Needed a new game camera, did some digging and found the Stealthcam G42 NG "no glow" cameras ranked pretty much in the top vs other cameras, in the $100 range. So I ordered one up and got it setup.

One nice thing about these specific cameras is it is supposed to have amazing battery life. With "average" use and quality batteries it can go 1 year on a set. Reviewers post its closer to 8 months, which is amazing considering my old generation of stealthcams would go a couple weeks at most.

The other thing I really like, is while you can still custom configure it however you want, they have 3 defaults with the most popular settings (two different picture modes, a third as a video mode). As this is their new "no glow" line, its supposed to not throw any visible light whatsoever from the new IR bulbs. In my night pictures there are trees to the side of the camera which reflect alot of light, throwing off the overall exposure... hence some of the animals further out appear darker. But thats more of a camera placement issue than anything I'd fault with the camera.

Pretty pleased with the camera so far, and very impressed with how far the tech has evolved since I bought my last camera nearly 10 years ago.

-DallanC


----------



## Springville Shooter

Those look nice. There's enough income in that last pic to pay for the camera.----SS


----------



## hazmat

I just bought the stealth cam two months ago and love it as well. Clear pics easy operation .nice pics dallanc


----------



## 35whelen

I got one for Christmas last year from my wife. finally got it set up for a few weeks. great picture quality.


----------



## DallanC

Swapped mem cards last night, 244 videos on it from the last time I was there. Still on original batteries after several months, still at 58% battery... this is amazing! I leave it on video mode now all the time (quickset option 3), videos are way more fun than still pictures and the audio raises it to a whole new level.

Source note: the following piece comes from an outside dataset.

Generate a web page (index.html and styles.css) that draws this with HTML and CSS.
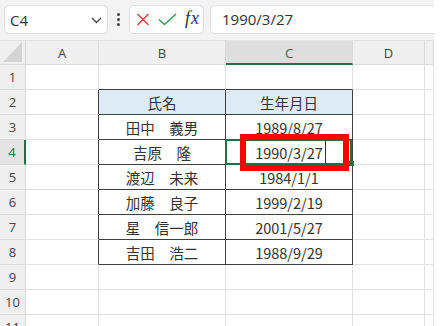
FILE: index.html
```html
<!DOCTYPE html>
<html lang="ja">
<head>
<meta charset="utf-8">
<link rel="stylesheet" href="styles.css">
</head>
<body>
<div class="app">
  <div class="toolbar">
    <div class="namebox">
      <span class="ref">C4</span>
      <svg class="chev" width="11" height="7" viewBox="0 0 11 7"><path d="M1 1 L5.5 5.5 L10 1" fill="none" stroke="#444" stroke-width="1.3"/></svg>
    </div>
    <div class="dots"><i></i><i></i><i></i></div>
    <div class="fbuttons">
      <svg class="ico" width="14" height="13" viewBox="0 0 14 13"><path d="M1.5 1 L12.5 12 M12.5 1 L1.5 12" stroke="#e0454a" stroke-width="1.6" fill="none"/></svg>
      <svg class="ico" width="19" height="13" viewBox="0 0 19 13"><path d="M1 6.5 L6.5 11.5 L18 1" stroke="#3d9a5c" stroke-width="1.6" fill="none"/></svg>
      <span class="fx">fx</span>
    </div>
    <div class="formula">1990/3/27</div>
  </div>
  <div class="sheet">
    <div class="hd corner"><svg width="20" height="21" viewBox="0 0 20 21"><path d="M19 1 L19 21 L0 21 Z" fill="#d4d4d4"/></svg></div>
    <div class="hd col">A</div>
    <div class="hd col">B</div>
    <div class="hd col cur">C</div>
    <div class="hd col">D</div>
    <div class="hd col"></div>

    <div class="hd row">1</div>
    <div class="c"></div><div class="c tb"></div><div class="c tb"></div><div class="c"></div><div class="c"></div>

    <div class="hd row">2</div>
    <div class="c tr"></div><div class="c t th">氏名</div><div class="c t th">生年月日</div><div class="c"></div><div class="c"></div>

    <div class="hd row">3</div>
    <div class="c tr"></div><div class="c t">田中　義男</div><div class="c t">1989/8/27</div><div class="c"></div><div class="c"></div>

    <div class="hd row cur">4</div>
    <div class="c tr"></div><div class="c t">吉原　隆</div><div class="c t">1990/3/27</div><div class="c"></div><div class="c"></div>

    <div class="hd row">5</div>
    <div class="c tr"></div><div class="c t">渡辺　未来</div><div class="c t">1984/1/1</div><div class="c"></div><div class="c"></div>

    <div class="hd row">6</div>
    <div class="c tr"></div><div class="c t">加藤　良子</div><div class="c t">1999/2/19</div><div class="c"></div><div class="c"></div>

    <div class="hd row">7</div>
    <div class="c tr"></div><div class="c t">星　信一郎</div><div class="c t">2001/5/27</div><div class="c"></div><div class="c"></div>

    <div class="hd row">8</div>
    <div class="c tr"></div><div class="c t">吉田　浩二</div><div class="c t">1988/9/29</div><div class="c"></div><div class="c"></div>

    <div class="hd row">9</div>
    <div class="c"></div><div class="c"></div><div class="c"></div><div class="c"></div><div class="c"></div>

    <div class="hd row">10</div>
    <div class="c"></div><div class="c"></div><div class="c"></div><div class="c"></div><div class="c"></div>

    <div class="hd row">11</div>
    <div class="c"></div><div class="c"></div><div class="c"></div><div class="c"></div><div class="c"></div>

    <div class="sel"></div>
    <div class="handle"></div>
    <div class="caret"></div>
    <div class="redbox"></div>
  </div>
</div>
</body>
</html>
```

FILE: styles.css
```css
html, body {
  margin: 0;
  padding: 0;
  background: #ffffff;
  overflow: hidden;
}
body {
  width: 445px;
  height: 326px;
  font-family: "Noto Sans", "Noto Sans CJK JP", sans-serif;
  color: #333;
}
.app {
  width: 434px;
}
.toolbar {
  height: 40px;
  box-sizing: border-box;
  background: #f3f3f3;
  padding: 5px 0 0 4px;
  display: flex;
  align-items: flex-start;
}
.namebox {
  width: 104px;
  height: 29px;
  box-sizing: border-box;
  background: #fff;
  border: 1px solid #e0e0e0;
  border-radius: 5px;
  display: flex;
  align-items: center;
  justify-content: space-between;
  padding: 0 5px 0 5px;
}
.ref {
  font-size: 15px;
  color: #333;
  font-family: "Open Sans", "Noto Sans", sans-serif;
}
.chev {
  margin-top: 1px;
}
.dots {
  width: 21px;
  height: 29px;
  display: flex;
  flex-direction: column;
  align-items: center;
  justify-content: center;
  gap: 2px;
}
.dots i {
  display: block;
  width: 3px;
  height: 3px;
  border-radius: 50%;
  background: #444;
}
.fbuttons {
  width: 75px;
  height: 29px;
  box-sizing: border-box;
  background: #fff;
  border: 1px solid #e0e0e0;
  border-radius: 5px;
  display: flex;
  align-items: center;
  padding: 0 0 0 6px;
  gap: 8px;
}
.fx {
  font-family: "Liberation Serif", serif;
  font-style: italic;
  font-size: 18px;
  color: #333;
  margin-left: 0px;
  margin-top: -2px;
  letter-spacing: 1px;
}
.formula {
  margin-left: 6px;
  flex: 1;
  height: 29px;
  box-sizing: border-box;
  background: #fff;
  border: 1px solid #e0e0e0;
  border-right: none;
  border-radius: 5px 0 0 5px;
  padding-left: 11px;
  font-size: 15px;
  line-height: 27px;
  font-family: "Open Sans", "Noto Sans", sans-serif;
  color: #333;
}
.sheet {
  position: relative;
  display: grid;
  grid-template-columns: 26px 73px 127px 127px 72px 9px;
  grid-auto-rows: 25px;
}
.hd {
  box-sizing: border-box;
  background: #f0f0f0;
  border-right: 1px solid #dadada;
  border-bottom: 1px solid #dadada;
  font-size: 13px;
  color: #444;
  display: flex;
  align-items: center;
  justify-content: center;
  font-family: "Open Sans", "Noto Sans", sans-serif;
}
.hd.col {
  border-top: 1px solid #e2e2e2;
  padding-top: 1px;
}
.hd.corner {
  border-top: 1px solid #e2e2e2;
  justify-content: flex-end;
  align-items: flex-end;
  padding: 0 2px 2px 0;
}
.hd.corner svg {
  display: block;
}
.hd.col.cur {
  background: #dedede;
  color: #1e7145;
  border-bottom: 2px solid #1e7145;
}
.hd.row.cur {
  color: #1e7145;
  background: #e4e4e4;
  border-right: 2px solid #1e7145;
}
.c {
  box-sizing: border-box;
  border-right: 1px solid #e2e2e2;
  border-bottom: 1px solid #e2e2e2;
  font-family: "Noto Sans CJK JP", sans-serif;
  font-size: 14.5px;
  color: #333;
  display: flex;
  align-items: center;
  justify-content: center;
}
.c.t {
  border-right-color: #3f3f3f;
  border-bottom-color: #3f3f3f;
}
.c.th {
  background: #ddebf7;
}
.c.tr {
  border-right-color: #3f3f3f;
}
.c.tb {
  border-bottom-color: #3f3f3f;
}
.sel {
  position: absolute;
  left: 225px;
  top: 99px;
  width: 127px;
  height: 26px;
  box-sizing: border-box;
  border: 2px solid #1e7145;
}
.handle {
  position: absolute;
  left: 349px;
  top: 121px;
  width: 5px;
  height: 5px;
  background: #1e7145;
}
.caret {
  position: absolute;
  left: 325px;
  top: 101px;
  width: 1px;
  height: 22px;
  background: #333;
}
.redbox {
  position: absolute;
  left: 240px;
  top: 94px;
  width: 109px;
  height: 37px;
  box-sizing: border-box;
  border: 6px solid #ff0000;
}
```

Unbelievable numbers of cow and spike elk, dozens and dozens of coyotes, lots of hawks and rabbits. No deer this time around.

3 weeks to go unit my LE bull hunt... :mrgreen:


-DallanC


----------



## hazmat

My batteries were going on 2 months and still at 30% before I changed them awesome camera


----------



## CAExpat

Thanks for the update on the camera. I have the same one but was fearful of video mode due to battery life. I think I'll switch it to video now that i've had easily over 1000 pictures this season and still have full battery life.


----------



## DallanC

Swapped out the batteries today, they were still at 36%. I wanted fresh ones to last me well past my hunt start date so I dont have to worry about updating them and spooking off any critters. Another 100 videos... some really great ones! I LOVE this camera.


-DallanC


----------



## Bradonifia

What kind of batteries are you using?


----------



## DallanC

Energizer Max.




-DallanC


----------



## Moose_2020

Does the water hole stay wet? Great photos!


----------